One such mega-rich family, the Sulzbergers, own the New York Times, which recently reported breathlessly on the appointment of the latest heir, age 37, to the position of publisher.

“I am an unapologetic champion for this institution and its journalistic mission,” A. G. Sulzberger said. “And I’ll continue to be that as publisher.”

Despite his in-house reputation as an innovator, the incoming publisher said that he did not expect to shake things up early in his tenure.

The New York Times may one day have a publisher of color, if one of the next generation of heirs marries someone from outside the family's ethnic group. In a city that is only 44% white, anything is possible!

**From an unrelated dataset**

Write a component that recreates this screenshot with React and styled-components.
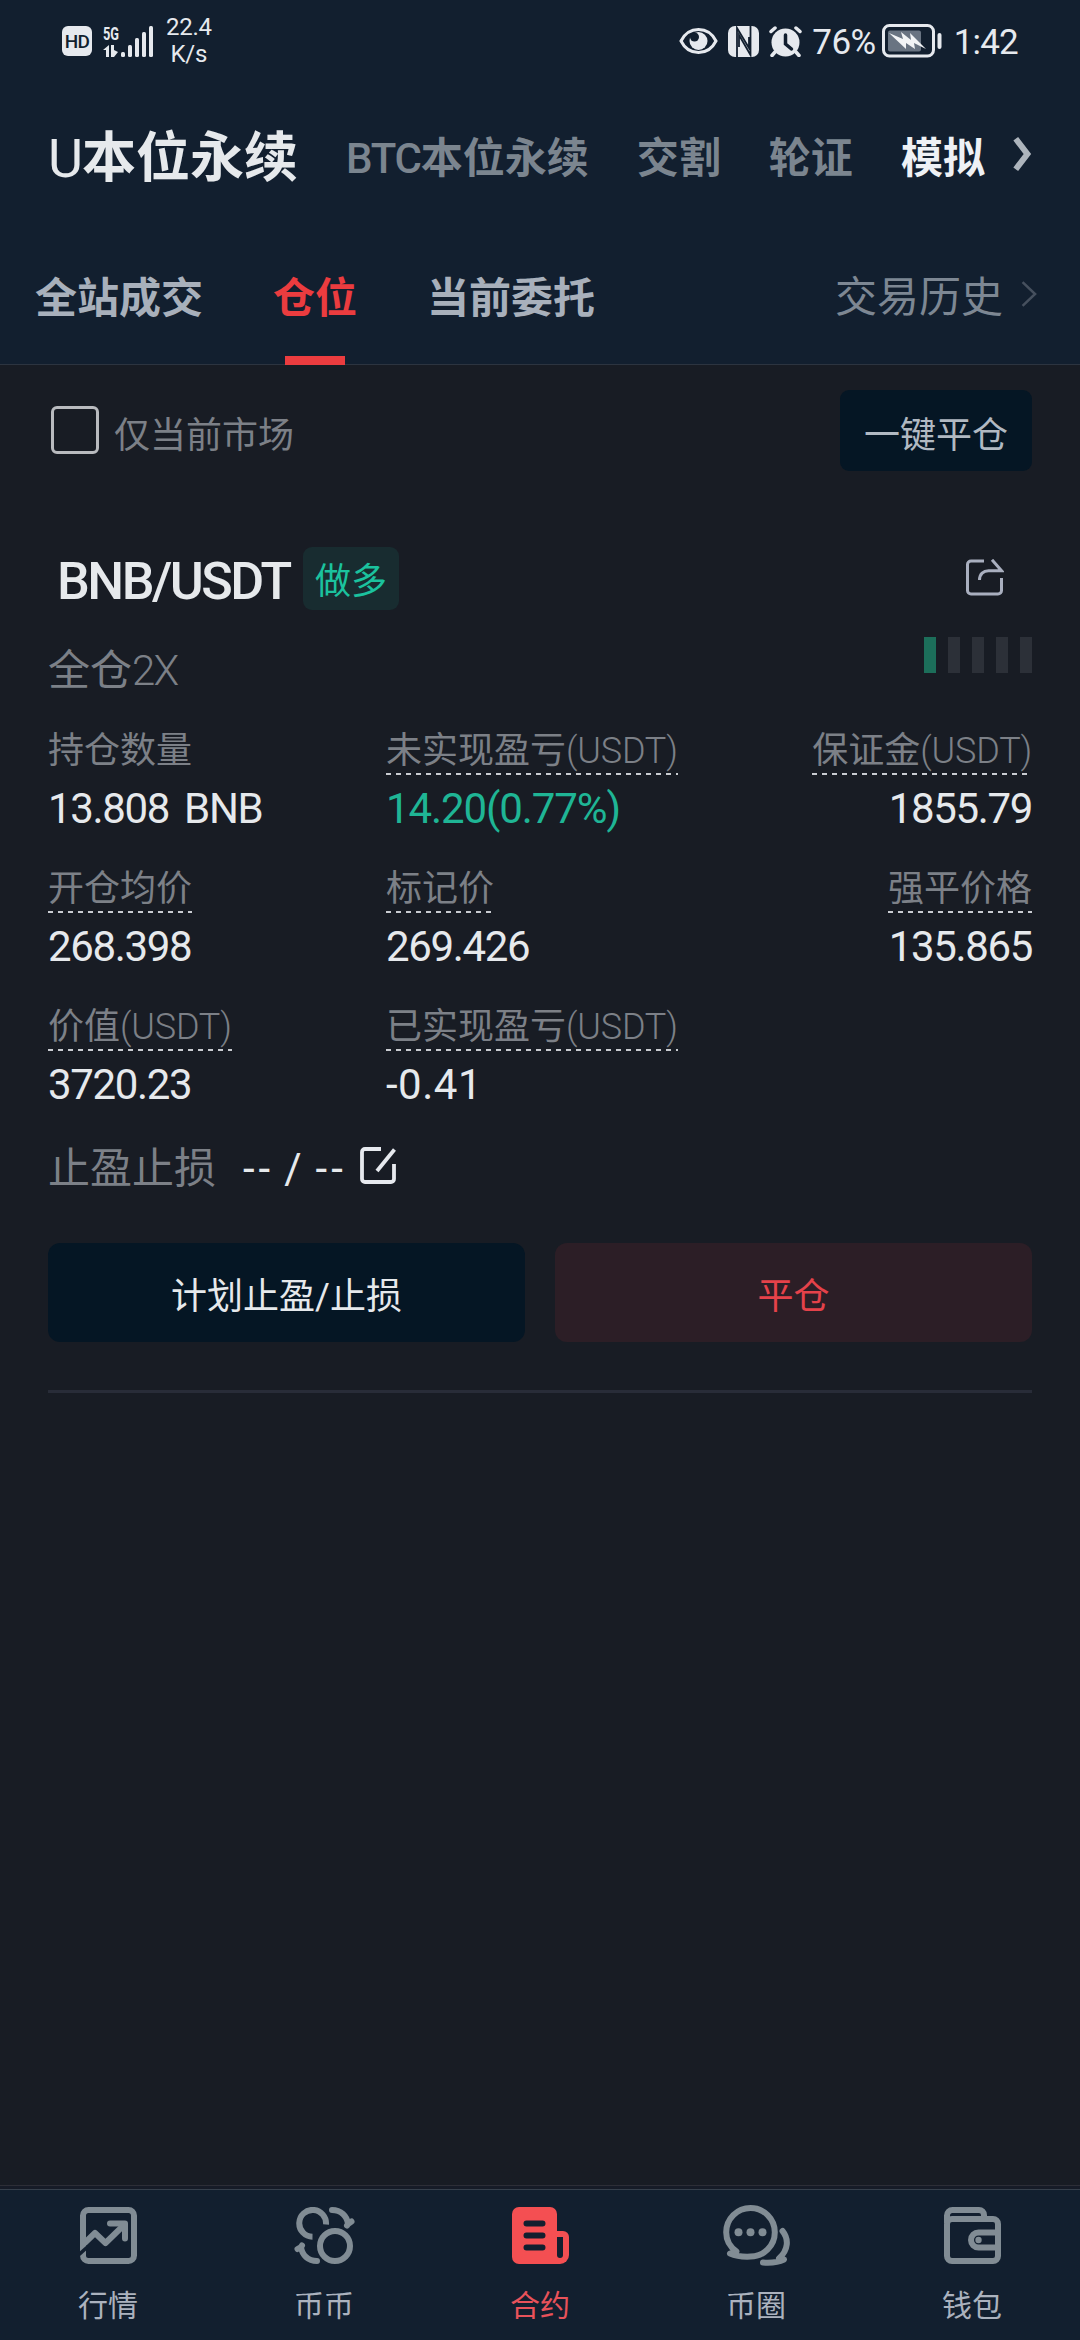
import React from "react";
import styled, { createGlobalStyle } from "styled-components";

const marketTabs = [
  { latin: "U", label: "本位永续", big: true },
  { latin: "BTC", label: "本位永续" },
  { label: "交割" },
  { label: "轮证" },
  { label: "模拟", highlight: true },
];

const subTabs = [{ label: "全站成交" }, { label: "仓位", active: true }, { label: "当前委托" }];

const stats = [
  { label: "持仓数量", value: "13.808 BNB", plain: true },
  { label: "未实现盈亏", unit: "(USDT)", value: "14.20(0.77%)", up: true },
  { label: "保证金", unit: "(USDT)", value: "1855.79", end: true },
  { label: "开仓均价", value: "268.398" },
  { label: "标记价", value: "269.426" },
  { label: "强平价格", value: "135.865", end: true },
  { label: "价值", unit: "(USDT)", value: "3720.23" },
  { label: "已实现盈亏", unit: "(USDT)", value: "-0.41", loose: true },
];

const SignalIcon = () => (
  <svg width="50" height="34" viewBox="0 0 50 34" fill="#e6e9ee" overflow="visible">
    <text x="0" y="16" fontSize="19" fontWeight="700" fontFamily="Roboto, sans-serif" textLength="16" lengthAdjust="spacingAndGlyphs">
      5G
    </text>
    <path d="M0 26l6-5v12H3v-7zM8 21h3v5l4 2-4 5H8z" />
    <rect x="18" y="28" width="4" height="5" rx="1.5" />
    <rect x="25" y="21" width="4" height="12" rx="1.5" />
    <rect x="32" y="14" width="4" height="19" rx="1.5" />
    <rect x="39" y="8" width="4" height="25" rx="1.5" />
    <rect x="46" y="2" width="4" height="31" rx="1.5" />
  </svg>
);

const EyeIcon = () => (
  <svg width="39" height="30" viewBox="0 0 39 30" fill="none">
    <path d="M2 15C6 7 12 3.5 19.5 3.5S33 7 37 15c-4 8-10 11.5-17.500 11.500S6 23 2 15z" stroke="#e6e9ee" strokeWidth="3" />
    <circle cx="19.500" cy="15" r="9" fill="#e6e9ee" />
    <circle cx="15.500" cy="11" r="4.500" fill="#121f2f" />
  </svg>
);

const NfcIcon = () => (
  <svg width="31" height="31" viewBox="0 0 31 31" fill="none">
    <rect width="31" height="31" rx="7" fill="#e6e9ee" />
    <path d="M9 31V2L21 22V11M22.500 0v29L11 9v12" stroke="#121f2f" strokeWidth="1.800" />
  </svg>
);

const AlarmIcon = () => (
  <svg width="33" height="31" viewBox="0 0 33 31" fill="none" stroke="#e6e9ee" strokeLinecap="round">
    <circle cx="16.500" cy="16.500" r="14" fill="#e6e9ee" stroke="none" />
    <path d="M2 5.500L6 2M31 5.500L27 2M6 26l-3 3.500M27 26l3 3.500" strokeWidth="3.500" />
    <path d="M16.500 9v9l6 5" stroke="#121f2f" strokeWidth="3.500" />
  </svg>
);

const BatteryIcon = () => (
  <svg width="60" height="34" viewBox="0 0 60 34" fill="none">
    <rect x="1.500" y="1.500" width="50" height="30.500" rx="6" stroke="#e6e9ee" strokeWidth="3" />
    <rect x="6" y="6.500" width="33" height="21" rx="2" fill="#697482" />
    <path d="M7 9l14 6-2-7 10 8-1-7 16 16-12-6 1 6-9-6 0 6z" fill="#f2f4f6" />
    <rect x="55.500" y="9" width="4" height="16" rx="2" fill="#e6e9ee" />
  </svg>
);

const Chevron = ({ width, height, color, stroke }) => (
  <svg width={width} height={height} viewBox={`0 0 ${width} ${height}`} fill="none">
    <path d={`M${stroke / 1.6} ${stroke / 2.2}L${width - stroke / 1.3} ${height / 2}L${stroke / 1.6} ${height - stroke / 2.2}`} stroke={color} strokeWidth={stroke} />
  </svg>
);

const ShareIcon = () => (
  <svg width="38" height="37" viewBox="0 0 38 37" fill="none" stroke="#a9afbf" strokeWidth="3">
    <path d="M18 2H5a3.500 3.500 0 0 0-3.500 3.500v26A3.500 3.500 0 0 0 5 35h27a3.500 3.500 0 0 0 3.500-3.500V19" />
    <path d="M13.500 21c0-6 4-9.300 9-9.300H35.500L26 .8" />
  </svg>
);

const EditIcon = () => (
  <svg width="37" height="37" viewBox="0 0 37 37" fill="none" stroke="#e6e9ee" strokeWidth="3.800">
    <path d="M21 2H5a3 3 0 0 0-3 3v27a3 3 0 0 0 3 3h26a3 3 0 0 0 3-3V17" />
    <path d="M17 24L34.500 2.500" />
  </svg>
);

const MarketIcon = () => (
  <svg width="57" height="57" viewBox="0 0 57 57" fill="none" stroke="#818c94" strokeWidth="6">
    <rect x="3" y="3" width="51" height="51" rx="5.500" />
    <path d="M2 38.500L15 26l10.500 10L44 18" strokeLinejoin="round" />
    <path d="M30 16.500h15v15" strokeLinecap="round" strokeLinejoin="round" />
    <path d="M-2 48.500L8 39.500" stroke="#121f2f" strokeWidth="3.500" />
  </svg>
);

const CoinsIcon = () => (
  <svg width="61" height="57" viewBox="0 0 61 57" fill="none" stroke="#818c94" strokeWidth="6">
    <path d="M32 17.500A13.400 13.400 0 1 0 18.500 29.700" />
    <circle cx="41" cy="39" r="15" />
    <path d="M38 3C47 3 53 9 54 17l3.500-2.500M54 17l-1 1.500" strokeLinecap="round" strokeLinejoin="round" />
    <path d="M23 54C14 54 8 48 7 40l-3.500 2M7 40l1-1.500" strokeLinecap="round" strokeLinejoin="round" />
  </svg>
);

const ContractIcon = () => (
  <svg width="57" height="57" viewBox="0 0 57 57" fill="none">
    <rect width="45" height="57" rx="7" fill="#f44f52" />
    <path d="M38 24h13a6 6 0 0 1 6 6v18a9 9 0 0 1-9 9H38z" fill="#f44f52" />
    <path d="M45 30h6v18a3 3 0 0 1-6 0z" fill="#121f2f" />
    <path d="M14.500 16.500h16M14.500 28.500h16M14.500 40.500h16" stroke="#121f2f" strokeWidth="6" strokeLinecap="round" />
  </svg>
);

const ChatIcon = () => (
  <svg width="67" height="61" viewBox="0 0 67 61" fill="none" stroke="#818c94" strokeWidth="6" strokeLinecap="round" strokeLinejoin="round">
    <path d="M13.500 46.500C7 42 3.200 35 3.200 27.300a24.300 24.300 0 1 1 24.300 24.300C19 52 12.500 51 7 48.500z" />
    <path d="M59.500 26C66 34 65.500 45 56 53.500l5 1C54 58 47 58 40 57.500" />
    <g fill="#818c94" stroke="none">
      <circle cx="15.500" cy="27.300" r="4" />
      <circle cx="27.500" cy="27.300" r="4" />
      <circle cx="39.500" cy="27.300" r="4" />
    </g>
  </svg>
);

const WalletIcon = () => (
  <svg width="57" height="57" viewBox="0 0 57 57" fill="none" stroke="#818c94" strokeWidth="6">
    <rect x="3" y="12" width="51" height="42" rx="5" />
    <path d="M3 16V8.500A5.500 5.500 0 0 1 8.500 3H35a5 5 0 0 1 5 5v4" />
    <path d="M54 25.500H34.500a7.500 7.500 0 0 0 0 15H54" />
    <circle cx="34.500" cy="33" r="3.200" fill="#818c94" stroke="none" />
  </svg>
);

const navItems = [
  { label: "行情", Icon: MarketIcon },
  { label: "币币", Icon: CoinsIcon },
  { label: "合约", Icon: ContractIcon, active: true },
  { label: "币圈", Icon: ChatIcon },
  { label: "钱包", Icon: WalletIcon },
];

const Stat = ({ label, unit, value, plain, up, end, loose }) => (
  <StatCell $end={end}>
    <StatLabel $plain={plain}>
      {label}
      {unit && <Unit>{unit}</Unit>}
    </StatLabel>
    <StatValue $up={up} $loose={loose}>
      {value}
    </StatValue>
  </StatCell>
);

export default function App() {
  return (
    <Screen>
      <GlobalStyle />
      <Header>
        <StatusBar>
          <HdBadge>HD</HdBadge>
          <SignalIcon />
          <Speed>
            <span>22.4</span>
            <span>K/s</span>
          </Speed>
          <StatusRight>
            <EyeIcon />
            <NfcIcon />
            <AlarmIcon />
            <Percent>76%</Percent>
            <BatteryIcon />
            <Clock>1:42</Clock>
          </StatusRight>
        </StatusBar>
        <MarketBar>
          {marketTabs.map((tab, i) => (
            <MarketTab key={i} $big={tab.big} $highlight={tab.highlight}>
              {tab.latin && <TabLatin $big={tab.big}>{tab.latin}</TabLatin>}
              {tab.label}
            </MarketTab>
          ))}
          <Chevron width={20} height={36} color="#adb4bc" stroke={6} />
        </MarketBar>
        <SubBar>
          {subTabs.map((tab) => (
            <SubTab key={tab.label} $active={tab.active}>
              {tab.label}
            </SubTab>
          ))}
          <History>
            交易历史
            <Chevron width={16} height={26} color="#46505e" stroke={2.5} />
          </History>
        </SubBar>
      </Header>

      <Content>
        <FilterRow>
          <Checkbox />
          <FilterLabel>仅当前市场</FilterLabel>
          <CloseAll>一键平仓</CloseAll>
        </FilterRow>

        <TitleRow>
          <Pair>BNB/USDT</Pair>
          <SideTag>做多</SideTag>
          <ShareIcon />
        </TitleRow>

        <LeverageRow>
          <Leverage>
            全仓<LightLatin>2X</LightLatin>
          </Leverage>
          <RiskBars>
            {[true, false, false, false, false].map((on, i) => (
              <RiskBar key={i} $on={on} />
            ))}
          </RiskBars>
        </LeverageRow>

        <StatGrid>
          {stats.map((stat) => (
            <Stat key={stat.label} {...stat} />
          ))}
        </StatGrid>

        <StopRow>
          <StopLabel>止盈止损</StopLabel>
          <StopValue>
            <span>--</span>
            <span>/</span>
            <span>--</span>
          </StopValue>
          <EditIcon />
        </StopRow>

        <Actions>
          <ActionButton>计划止盈/止损</ActionButton>
          <ActionButton $danger>平仓</ActionButton>
        </Actions>
      </Content>

      <Dock>
        <Nav>
          {navItems.map(({ label, Icon, active }) => (
            <NavItem key={label} $active={active}>
              <NavIcon>
                <Icon />
              </NavIcon>
              {label}
            </NavItem>
          ))}
        </Nav>
      </Dock>
    </Screen>
  );
}

const GlobalStyle = createGlobalStyle`
  * {
    box-sizing: border-box;
  }
  body {
    margin: 0;
    background-color: #181c24;
    font-family: Roboto, "Noto Sans CJK SC", sans-serif;
  }
  svg {
    display: block;
    flex-shrink: 0;
  }
  button {
    border: none;
    font-family: inherit;
  }
`;

const Screen = styled.div`
  display: flex;
  flex-direction: column;
  width: 1080px;
  height: 2340px;
  overflow: hidden;
  white-space: nowrap;
`;

const Header = styled.header`
  background-color: #121f2f;
`;

const StatusBar = styled.div`
  display: flex;
  align-items: center;
  height: 84px;
  padding: 0 62px 2px;
  color: #e6e9ee;
`;

const HdBadge = styled.div`
  width: 30px;
  height: 30px;
  margin-right: 11px;
  border-radius: 6px;
  background-color: #e6e9ee;
  color: #121f2f;
  font-size: 19px;
  font-weight: 500;
  line-height: 31px;
  letter-spacing: -0.8px;
  text-align: center;
`;

const Speed = styled.div`
  display: flex;
  flex-direction: column;
  align-items: center;
  margin-left: 13px;
  font-size: 24px;
  line-height: 27px;
  letter-spacing: -0.3px;
`;

const StatusRight = styled.div`
  display: flex;
  align-items: center;
  margin-left: auto;
  gap: 10px;
`;

const Percent = styled.span`
  margin: 2px -4px 0 0;
  font-size: 35px;
  letter-spacing: -0.5px;
`;

const Clock = styled.span`
  margin: 2px 0 0 2px;
  font-size: 35px;
  letter-spacing: -0.8px;
`;

const MarketBar = styled.nav`
  display: flex;
  align-items: center;
  gap: 48px;
  height: 146px;
  padding: 4px 0 0 48px;

  svg {
    margin: -11px 0 0 -21px;
  }
`;

const MarketTab = styled.div`
  font-size: ${(props) => (props.$big ? "54px" : "42px")};
  font-weight: 700;
  line-height: 64px;
  color: ${(props) => (props.$big ? "#e6e9ec" : props.$highlight ? "#eef1f5" : "#7b858f")};
`;

const TabLatin = styled.span`
  font-weight: ${(props) => (props.$big ? 400 : 500)};
  letter-spacing: ${(props) => (props.$big ? "-1px" : "-1.2px")};
`;

const SubBar = styled.div`
  display: flex;
  align-items: stretch;
  gap: 70px;
  height: 135px;
  padding: 0 43px 0 35px;
  border-bottom: 1px solid #2c3440;
  font-size: 42px;
  line-height: 137px;
`;

const SubTab = styled.div`
  position: relative;
  height: 134px;
  font-weight: 700;
  color: ${(props) => (props.$active ? "#eb3c3f" : "#a8b0bb")};

  &::after {
    content: "";
    display: ${(props) => (props.$active ? "block" : "none")};
    position: absolute;
    left: 12px;
    bottom: -1px;
    width: 60px;
    height: 9px;
    background-color: #eb3c3f;
  }
`;

const History = styled.div`
  display: flex;
  align-items: center;
  gap: 18px;
  margin-left: auto;
  color: #7d8793;

  svg {
    margin-top: -7px;
  }
`;

const Content = styled.main`
  flex: 1;
  padding: 25px 48px 0;
`;

const FilterRow = styled.div`
  display: flex;
  align-items: center;
  height: 81px;
`;

const Checkbox = styled.div`
  width: 48px;
  height: 48px;
  margin: -1px 0 0 3px;
  border: 3px solid #b9bbbf;
  border-radius: 6px;
`;

const FilterLabel = styled.span`
  padding-top: 2px;
  margin-left: 15px;
  font-size: 36px;
  color: #7c8087;
`;

const CloseAll = styled.button`
  width: 192px;
  height: 81px;
  margin-left: auto;
  padding: 2px 0 0;
  border-radius: 9px;
  background-color: #051624;
  color: #b1b9c2;
  font-size: 36px;
`;

const TitleRow = styled.div`
  display: flex;
  align-items: center;
  height: 63px;
  margin-top: 76px;
  padding: 0 28px 0 9px;

  svg {
    margin: -3px 0 0 auto;
  }
`;

const Pair = styled.h1`
  width: 246px;
  margin: 6px 0 0;
  font-size: 52px;
  font-weight: 500;
  letter-spacing: -2.5px;
  color: #e6e9ec;
`;

const SideTag = styled.span`
  height: 63px;
  padding: 0 12px;
  border-radius: 9px;
  background-color: #182c30;
  color: #1bc29e;
  font-size: 36px;
  line-height: 71px;
`;

const LeverageRow = styled.div`
  display: flex;
  justify-content: space-between;
  align-items: flex-start;
  margin-top: 27px;
`;

const Leverage = styled.div`
  font-size: 42px;
  line-height: 68px;
  color: #7c8087;
`;

const LightLatin = styled.span`
  font-weight: 300;
  letter-spacing: -1.8px;
`;

const RiskBars = styled.div`
  display: flex;
  gap: 12px;
`;

const RiskBar = styled.div`
  width: 12px;
  height: 36px;
  background-color: ${(props) => (props.$on ? "#1c6e5a" : "#2c3038")};
`;

const StatGrid = styled.div`
  display: grid;
  grid-template-columns: 338px 1fr auto;
  grid-auto-rows: 138px;
  margin-top: 23px;
`;

const StatCell = styled.div`
  display: flex;
  flex-direction: column;
  align-items: ${(props) => (props.$end ? "flex-end" : "flex-start")};
`;

const StatLabel = styled.div`
  height: 47px;
  font-size: 36px;
  line-height: 46px;
  color: #7c8087;
  background: ${(props) =>
    props.$plain
      ? "none"
      : "repeating-linear-gradient(90deg, #c9ccd1 0 5px, transparent 5px 10px) left bottom / 100% 2px no-repeat"};
`;

const Unit = styled(LightLatin)`
  letter-spacing: -0.2px;
`;

const StatValue = styled.div`
  margin-top: 9px;
  font-size: 42px;
  line-height: 50px;
  letter-spacing: ${(props) => (props.$loose ? "0.5px" : props.$up ? "-1.1px" : "-1.35px")};
  word-spacing: 6px;
  color: ${(props) => (props.$up ? "#1fb595" : "#e6e9ec")};
`;

const StopRow = styled.div`
  display: flex;
  align-items: center;
  height: 54px;
  font-size: 42px;
  line-height: 54px;

  svg {
    margin: -8px 0 0 13px;
  }
`;

const StopLabel = styled.span`
  color: #7c8087;
`;

const StopValue = styled.span`
  display: flex;
  gap: 10px;
  margin-left: 27px;
  letter-spacing: 4px;
  color: #e6e9ec;
`;

const Actions = styled.div`
  display: flex;
  gap: 30px;
  margin-top: 47px;
  padding-bottom: 48px;
  border-bottom: 3px solid #282c38;
`;

const ActionButton = styled.button`
  flex: 1;
  height: 99px;
  padding: 1px 0 0;
  border-radius: 12px;
  background-color: ${(props) => (props.$danger ? "#2c1e26" : "#051624")};
  color: ${(props) => (props.$danger ? "#e5424a" : "#e6e9ec")};
  font-size: 36px;
`;

const Dock = styled.footer`
  padding-top: 3px;
  border-top: 1px solid #2d2e37;
  background-color: #161b27;
`;

const Nav = styled.nav`
  display: flex;
  height: 151px;
  border-top: 1px solid #36404c;
  background-color: #121f2f;
`;

const NavItem = styled.div`
  flex: 1;
  display: flex;
  flex-direction: column;
  align-items: center;
  padding-top: 15px;
  font-size: 30px;
  line-height: 40px;
  color: ${(props) => (props.$active ? "#e8525a" : "#abb2be")};
`;

const NavIcon = styled.div`
  display: flex;
  align-items: center;
  height: 61px;
  margin-bottom: 20px;
`;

New York is made up of 5 boroughs, each with its own local demography, and even government. People here identify with their neighborhood and borough, be it Crown Heights, the Bronx, or Manhattan -- rather than New York. People in New York may also identify with being from Puerto Rico, or the Dominican, although you won't find many Latinos on the New York Times staff. Despite the fact that 27% of New Yorkers are Hispanic, only 3 of them work on the city's Metro desk, less than 10% of the total employed in that crucial department.

“It left me believing there is a level of frustration bordering on anger that would be institutionally reckless not to address.” wrote Liz Spayd, the paper's former public editor last year. In that time, it doesn't appear the issue has been addressed, even as the Times chides other institutions for lack of diversity, or writes about other city's institutional issues. The raw numbers are blindingly obvious-- in a city that is 44% white, the New York Times writing and editorial staff is 78% white.

There has been an exodus of young, creative people from New York to Los Angeles over the past 10 years, and with it the loss of cool people who in other cities fill key roles as creators and arbiters of taste and fashion. As the creative people have left, bankers and other normies have stepped in, whitewashing Manhattan into something like a very high end mall in Connecticut.

Manhattan, long the core of the city, is increasingly economically and ethnically less diverse, a challenge for any political or civic leader looking to create a vibrant city that isn't dominated by bankers, consultants, and Ivy Leaguers with striped ties and a taste for the same old shit we've seen for decades. This is an older city, filled with old-line families who have defined civic foundations in other established cities like Boston and Philadelphia, and threaten to constrain the city's cultural growth that peaked sometime around the year 2000.

The Times often scolds others for lack of diversity.
The Times often scolds others for lack of diversity.

New York has two feisty daily tabloids (one of which is owned by the L.A. Times' parent company) and a 24-hours news station devoted only to New York news. However, the aggressive tabloid culture, which created Donald Trump as a national figure, frequently reinforces the racist ideologies that keep young people of color down, suppresses voices of the poor and marginalized, and perhaps helped convince the New York Times to give increased coverage of white nationalism and neo-nazis.

There is no shortage of wealth in New York, and leaders of cultural institutions do not struggle to raise money or solicit contributions of art. And yet, 20% of the population lives below the poverty line, and most of those households are non-white. The stark racial differences in household wealth speak to a city of uber-capitalists that can raise millions for the ballet and the opera, but can't lift millions out of poverty.

The absence of progress on big issues — homelessness, inequality and a failing subway, to name a few — is a source of frustration and embarrassment for many civic leaders, even as the city's newspaper of record criticizes other, more fun and exciting cities and institutions. The New York Times, while it presents itself to the world as a beacon of truth, also reinforces the deep racial and economic issues of the city it purports to serve.